-------- RECORD SET

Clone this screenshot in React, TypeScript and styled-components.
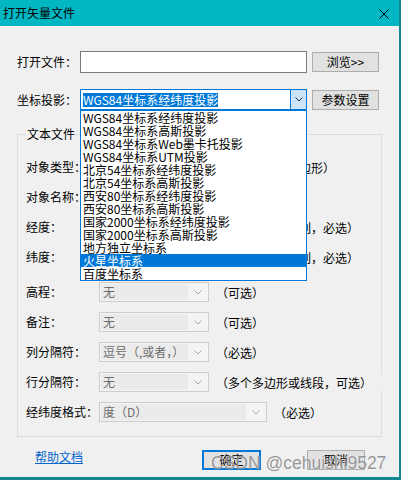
import React from "react";
import styled, { createGlobalStyle } from "styled-components";

const GlobalStyle = createGlobalStyle`
  html, body { margin: 0; padding: 0; background: #13878f; }
  body {
    width: 401px; height: 480px; overflow: hidden;
    font-family: "Noto Sans CJK SC", "Microsoft YaHei", sans-serif;
    font-size: 12px; color: #000;
  }
  * { box-sizing: border-box; }
`;

const Window = styled.div`
  position: relative;
  width: 399px;
  height: 477px;
  background: #f0f0f0;
  display: flex;
  flex-direction: column;
`;

const TitleBar = styled.div`
  height: 26px;
  flex-shrink: 0;
  background: #00b7c3;
  display: flex;
  align-items: center;
  justify-content: space-between;
  padding: 0 10px 0 3px;
`;

const Title = styled.span`
  font-size: 12px;
  line-height: 14px;
`;

const CloseIcon = styled.svg`
  margin-top: 2px;
`;

const Body = styled.div`
  padding: 25px 17px 0 17px;
  display: flex;
  flex-direction: column;
`;

const FormRow = styled.div<{ $top?: number; $h: number }>`
  display: flex;
  align-items: center;
  height: ${(p) => p.$h}px;
  margin-top: ${(p) => p.$top ?? 0}px;
`;

const Label = styled.span<{ $w: number }>`
  width: ${(p) => p.$w}px;
  flex-shrink: 0;
  line-height: 14px;
  white-space: nowrap;
`;

const TextInput = styled.div`
  width: 227px;
  height: 22px;
  background: #fff;
  border: 1px solid #7a7a7a;
`;

const PushButton = styled.div<{ $w: number; $focus?: boolean }>`
  width: ${(p) => p.$w}px;
  height: 20px;
  background: #e1e1e1;
  border: ${(p) => (p.$focus ? "2px solid #0078d7" : "1px solid #adadad")};
  display: flex;
  align-items: center;
  justify-content: center;
  line-height: 14px;
  white-space: nowrap;
`;

const SideButton = styled(PushButton)`
  margin-left: 5px;
`;

const ActiveCombo = styled.div`
  position: relative;
  width: 227px;
  height: 21px;
  background: #fff;
  border: 1px solid #0078d7;
  display: flex;
  align-items: center;
`;

const SelectedText = styled.span`
  margin-left: 2px;
  height: 14px;
  line-height: 14px;
  background: #0078d7;
  color: #fff;
  white-space: nowrap;
`;

const DropButton = styled.div`
  margin-left: auto;
  width: 16px;
  height: 100%;
  background: #cce4f7;
  border-left: 1px solid #0078d7;
  display: flex;
  align-items: center;
  justify-content: center;
`;

const DropList = styled.ul`
  position: absolute;
  z-index: 10;
  top: calc(100% + 1px);
  left: -1px;
  width: 227px;
  margin: 0;
  padding: 0;
  list-style: none;
  background: #fff;
  border: 1px solid #0078d7;
`;

const ListItem = styled.li<{ $active?: boolean }>`
  height: 13px;
  line-height: 13px;
  padding-left: 2px;
  white-space: nowrap;
  background: ${(p) => (p.$active ? "#0078d7" : "transparent")};
  color: ${(p) => (p.$active ? "#fff" : "#000")};
`;

const GroupBox = styled.fieldset`
  margin: 17px 0 0 0;
  padding: 0 0 14px 8px;
  width: 365px;
  min-width: 0;
  border: 1px solid #dcdcdc;
`;

const GroupLegend = styled.legend`
  padding: 0 1px;
  line-height: 14px;
  font-size: 12px;
`;

const GroupRows = styled.div`
  margin-top: 16px;
  display: flex;
  flex-direction: column;
  gap: 10px;
`;

const GroupRow = styled.div<{ $extra?: number }>`
  display: flex;
  align-items: center;
  height: 20px;
  margin-top: ${(p) => p.$extra ?? 0}px;
`;

const DisabledCombo = styled.div<{ $w: number }>`
  width: ${(p) => p.$w}px;
  height: 20px;
  flex-shrink: 0;
  border: 1px solid #cccccc;
  background: #f4f4f4;
  display: flex;
  align-items: center;
  padding: 1px;
`;

const ComboText = styled.span`
  flex: 1;
  height: 100%;
  background: #ebebeb;
  color: #6d6d6d;
  line-height: 16px;
  padding-left: 2px;
  white-space: nowrap;
`;

const ChevronBox = styled.span`
  width: 19px;
  height: 100%;
  display: flex;
  align-items: center;
  justify-content: center;
`;

const Hint = styled.span<{ $gap: number; $mask?: number }>`
  margin-left: ${(p) => p.$gap}px;
  line-height: 15px;
  white-space: nowrap;
  background: #f0f0f0;
  position: relative;
  ${(p) => (p.$mask ? `min-width: ${p.$mask}px;` : "")}
`;

const Footer = styled.div`
  margin-top: 13px;
  height: 20px;
  display: flex;
  align-items: flex-start;
  padding-left: 18px;
`;

const HelpLink = styled.a`
  color: #0066cc;
  text-decoration: underline;
  line-height: 14px;
  cursor: pointer;
`;

const ButtonGroup = styled.div`
  margin-left: auto;
  margin-right: 17px;
  display: flex;
  gap: 46px;
`;

const Watermark = styled.div`
  position: absolute;
  left: 211px;
  top: 454px;
  font-family: "Liberation Sans", Arial, sans-serif;
  font-size: 17.5px;
  line-height: 18px;
  color: rgba(110, 110, 110, 0.72);
  text-shadow: 0 0 1px rgba(255, 255, 255, 0.9);
  white-space: nowrap;
  pointer-events: none;
`;

const Chevron: React.FC<{ color: string }> = ({ color }) => (
  <svg width="8" height="5" viewBox="0 0 8 5">
    <polyline points="0.5,0.5 4,4 7.5,0.5" fill="none" stroke={color} strokeWidth="1" />
  </svg>
);

const projections = [
  "WGS84坐标系经纬度投影",
  "WGS84坐标系高斯投影",
  "WGS84坐标系Web墨卡托投影",
  "WGS84坐标系UTM投影",
  "北京54坐标系经纬度投影",
  "北京54坐标系高斯投影",
  "西安80坐标系经纬度投影",
  "西安80坐标系高斯投影",
  "国家2000坐标系经纬度投影",
  "国家2000坐标系高斯投影",
  "地方独立坐标系",
  "火星坐标系",
  "百度坐标系",
];

type RowDef = {
  label: string;
  value: string;
  width: number;
  hint?: string;
  gap: number;
  extra?: number;
  mask?: number;
};

const rows: RowDef[] = [
  { label: "对象类型：", value: "", width: 120, hint: "（点、线、多边形）", gap: 8 },
  { label: "对象名称：", value: "", width: 120, hint: "（可选）", gap: 8 },
  { label: "经度：", value: "", width: 120, hint: "（经度所在的列，必选）", gap: 8 },
  { label: "纬度：", value: "", width: 120, hint: "（纬度所在的列，必选）", gap: 8 },
  { label: "高程：", value: "无", width: 110, hint: "（可选）", gap: 7, extra: 5 },
  { label: "备注：", value: "无", width: 110, hint: "（可选）", gap: 7 },
  { label: "列分隔符：", value: "逗号（,或者，）", width: 110, hint: "（必选）", gap: 7 },
  { label: "行分隔符：", value: "无", width: 110, hint: "（多个多边形或线段，可选）", gap: 7, mask: 168 },
  { label: "经纬度格式：", value: "度（D）", width: 168, hint: "（必选）", gap: 7 },
];

export default function App() {
  return (
    <>
      <GlobalStyle />
      <Window>
        <TitleBar>
          <Title>打开矢量文件</Title>
          <CloseIcon width="10" height="10" viewBox="0 0 10 10">
            <path d="M0.5 0.5 L9.5 9.5 M9.5 0.5 L0.5 9.5" stroke="#000" strokeWidth="1" />
          </CloseIcon>
        </TitleBar>
        <Body>
          <FormRow $h={22}>
            <Label $w={63}>打开文件：</Label>
            <TextInput />
            <SideButton $w={67}>浏览&gt;&gt;</SideButton>
          </FormRow>
          <FormRow $h={21} $top={16}>
            <Label $w={63}>坐标投影：</Label>
            <ActiveCombo>
              <SelectedText>WGS84坐标系经纬度投影</SelectedText>
              <DropButton>
                <Chevron color="#333" />
              </DropButton>
              <DropList>
                {projections.map((p) => (
                  <ListItem key={p} $active={p === "火星坐标系"}>
                    {p}
                  </ListItem>
                ))}
              </DropList>
            </ActiveCombo>
            <SideButton $w={67}>参数设置</SideButton>
          </FormRow>
          <GroupBox>
            <GroupLegend>文本文件</GroupLegend>
            <GroupRows>
              {rows.map((r) => (
                <GroupRow key={r.label} $extra={r.extra}>
                  <Label $w={73}>{r.label}</Label>
                  <DisabledCombo $w={r.width}>
                    <ComboText>{r.value}</ComboText>
                    <ChevronBox>
                      <Chevron color="#a6a6a6" />
                    </ChevronBox>
                  </DisabledCombo>
                  {r.hint && (
                    <Hint $gap={r.gap} $mask={r.mask}>
                      {r.hint}
                    </Hint>
                  )}
                </GroupRow>
              ))}
            </GroupRows>
          </GroupBox>
          <Footer>
            <HelpLink>帮助文档</HelpLink>
            <ButtonGroup>
              <PushButton $w={59} $focus>
                确定
              </PushButton>
              <PushButton $w={58}>取消</PushButton>
            </ButtonGroup>
          </Footer>
        </Body>
        <Watermark>CSDN @cehuishi9527</Watermark>
      </Window>
    </>
  );
}
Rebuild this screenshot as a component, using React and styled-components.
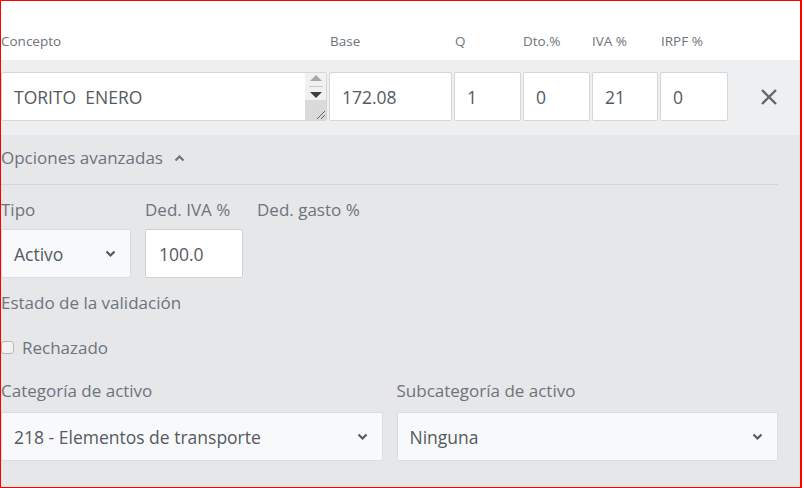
import styled, { createGlobalStyle } from "styled-components";

const GlobalStyle = createGlobalStyle`
  html, body {
    margin: 0;
    padding: 0;
    background: #ffffff;
  }
  * {
    box-sizing: border-box;
  }
`;

const Frame = styled.div`
  width: 802px;
  height: 488px;
  border: 1px solid #ff0000;
  border-right-width: 2px;
  background: #ffffff;
  font-family: "Open Sans", "Liberation Sans", sans-serif;
  overflow: hidden;
  display: flex;
  flex-direction: column;
`;

const cols = "326px 123px 67px 67px 66px 68px 1fr";

const HeaderRow = styled.div`
  height: 59px;
  display: grid;
  grid-template-columns: ${cols};
  column-gap: 2px;
  align-items: end;
  padding-bottom: 10px;
`;

const HeadLabel = styled.span`
  font-size: 13.5px;
  color: #6e737c;
  padding-left: ${(p) => p.$pad || 0}px;
  line-height: 18px;
`;

const LineBand = styled.div`
  background: #eeeff1;
  padding: 12px 0 14px;
  display: grid;
  grid-template-columns: ${cols};
  column-gap: 2px;
  align-items: center;
`;

const Field = styled.div`
  position: relative;
  height: 49px;
  background: #ffffff;
  border: 1px solid #d6d6d6;
  border-radius: 2px;
  display: flex;
  align-items: center;
  padding-left: 12px;
  font-size: 17.5px;
  color: #555a61;
`;

const Spinner = styled.div`
  position: absolute;
  top: 0;
  right: 0;
  width: 21px;
  height: 100%;
  display: flex;
  flex-direction: column;
`;

const SpinTop = styled.div`
  height: 27px;
  background: #f1f1f1;
  display: flex;
  flex-direction: column;
  align-items: center;
  justify-content: center;
  gap: 5px;
`;

const Tri = styled.div`
  width: 0;
  height: 0;
  border-left: 6px solid transparent;
  border-right: 6px solid transparent;
  ${(p) =>
    p.$up
      ? "border-bottom: 6px solid #a8a8a8;"
      : "border-top: 6px solid #3c3c3c;"}
`;

const SpinSep = styled.div`
  width: 14px;
  height: 1px;
  background: #c8c8c8;
`;

const Grip = styled.div`
  flex: 1;
  background: #dadada;
  display: flex;
  align-items: flex-end;
  justify-content: flex-end;
`;

const RemoveButton = styled.button`
  border: none;
  background: none;
  padding: 0;
  margin-left: 28px;
  width: 22px;
  height: 22px;
  display: flex;
  align-items: center;
  justify-content: center;
  cursor: pointer;
`;

const Advanced = styled.div`
  flex: 1;
  background: #e6e7e9;
  padding-right: 22px;
`;

const Toggle = styled.div`
  height: 50px;
  display: flex;
  align-items: center;
  gap: 11px;
  font-size: 17px;
  color: #6e737c;
  border-bottom: 1px solid #d3d4d6;
  padding-bottom: 4px;
`;

const Label = styled.div`
  font-size: 17px;
  color: #6e737c;
  line-height: 22px;
`;

const FieldGroup = styled.div`
  display: flex;
  flex-direction: column;
  gap: ${(p) => p.$gap || 8}px;
`;

const TypeRow = styled.div`
  display: flex;
  gap: 14px;
  margin-top: 14px;
`;

const SelectBox = styled.div`
  height: 49px;
  width: ${(p) => (p.$w ? `${p.$w}px` : "100%")};
  background: #f8f9fb;
  border: 1px solid #dcdddf;
  border-radius: 2px;
  display: flex;
  align-items: center;
  justify-content: space-between;
  padding: 0 14px 0 12px;
  font-size: 17.5px;
  color: #555a61;
`;

const TextBox = styled.div`
  height: 49px;
  width: ${(p) => p.$w}px;
  background: #ffffff;
  border: 1px solid #d0d0d0;
  border-radius: 2px;
  display: flex;
  align-items: center;
  padding-left: 13px;
  font-size: 17.5px;
  color: #555a61;
`;

const Section = styled.div`
  margin-top: ${(p) => p.$mt || 0}px;
`;

const CheckRow = styled.label`
  display: flex;
  align-items: center;
  gap: 8px;
  font-size: 17px;
  color: #6e737c;
  margin-top: 22px;
`;

const Box = styled.span`
  width: 13px;
  height: 13px;
  border: 1px solid #b8b8b8;
  border-radius: 3px;
  background: #f3f3f3;
`;

const CategoryGrid = styled.div`
  display: grid;
  grid-template-columns: 1fr 1fr;
  column-gap: 14px;
  margin-top: 21px;
`;

const Chevron = ({ up, color = "#555a61" }) => (
  <svg width="11" height="8" viewBox="0 0 11 8">
    <path
      d={up ? "M1.5 6.5 L5.5 2.5 L9.5 6.5" : "M1.5 1.5 L5.5 5.5 L9.5 1.5"}
      fill="none"
      stroke={color}
      strokeWidth="2.2"
    />
  </svg>
);

const Select = ({ value, w }) => (
  <SelectBox $w={w}>
    <span>{value}</span>
    <Chevron />
  </SelectBox>
);

const App = () => (
  <>
    <GlobalStyle />
    <Frame>
      <HeaderRow>
        <HeadLabel>Concepto</HeadLabel>
        <HeadLabel $pad={1}>Base</HeadLabel>
        <HeadLabel $pad={1}>Q</HeadLabel>
        <HeadLabel>Dto.%</HeadLabel>
        <HeadLabel>IVA %</HeadLabel>
        <HeadLabel $pad={1}>IRPF %</HeadLabel>
        <span />
      </HeaderRow>

      <LineBand>
        <Field>
          TORITO&nbsp; ENERO
          <Spinner>
            <SpinTop>
              <Tri $up />
              <SpinSep />
              <Tri />
            </SpinTop>
            <Grip>
              <svg width="12" height="12" viewBox="0 0 12 12">
                <path d="M3 11 L11 3 M7 11 L11 7" stroke="#666" strokeWidth="1" />
              </svg>
            </Grip>
          </Spinner>
        </Field>
        <Field>172.08</Field>
        <Field>1</Field>
        <Field>0</Field>
        <Field>21</Field>
        <Field>0</Field>
        <RemoveButton aria-label="Eliminar">
          <svg width="18" height="18" viewBox="0 0 18 18">
            <path d="M2 2 L16 16 M16 2 L2 16" stroke="#666" strokeWidth="2.4" />
          </svg>
        </RemoveButton>
      </LineBand>

      <Advanced>
        <Toggle>
          Opciones avanzadas
          <Chevron up color="#6e737c" />
        </Toggle>

        <TypeRow>
          <FieldGroup>
            <Label>Tipo</Label>
            <Select value="Activo" w={130} />
          </FieldGroup>
          <FieldGroup>
            <Label>Ded. IVA %</Label>
            <TextBox $w={98}>100.0</TextBox>
          </FieldGroup>
          <FieldGroup>
            <Label>Ded. gasto %</Label>
          </FieldGroup>
        </TypeRow>

        <Section $mt={14}>
          <Label>Estado de la validación</Label>
          <CheckRow>
            <Box />
            Rechazado
          </CheckRow>
        </Section>

        <CategoryGrid>
          <FieldGroup $gap={10}>
            <Label>Categoría de activo</Label>
            <Select value="218 - Elementos de transporte" />
          </FieldGroup>
          <FieldGroup $gap={10}>
            <Label>Subcategoría de activo</Label>
            <Select value="Ninguna" />
          </FieldGroup>
        </CategoryGrid>
      </Advanced>
    </Frame>
  </>
);

export default App;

----------------

**TASK DETAILS:** From the listing above, collect every line that mentions the word "screenshot".

**FINISHED ANSWER:**
Clone this screenshot in React, TypeScript and styled-components.
Rebuild this screenshot as a component, using React and styled-components.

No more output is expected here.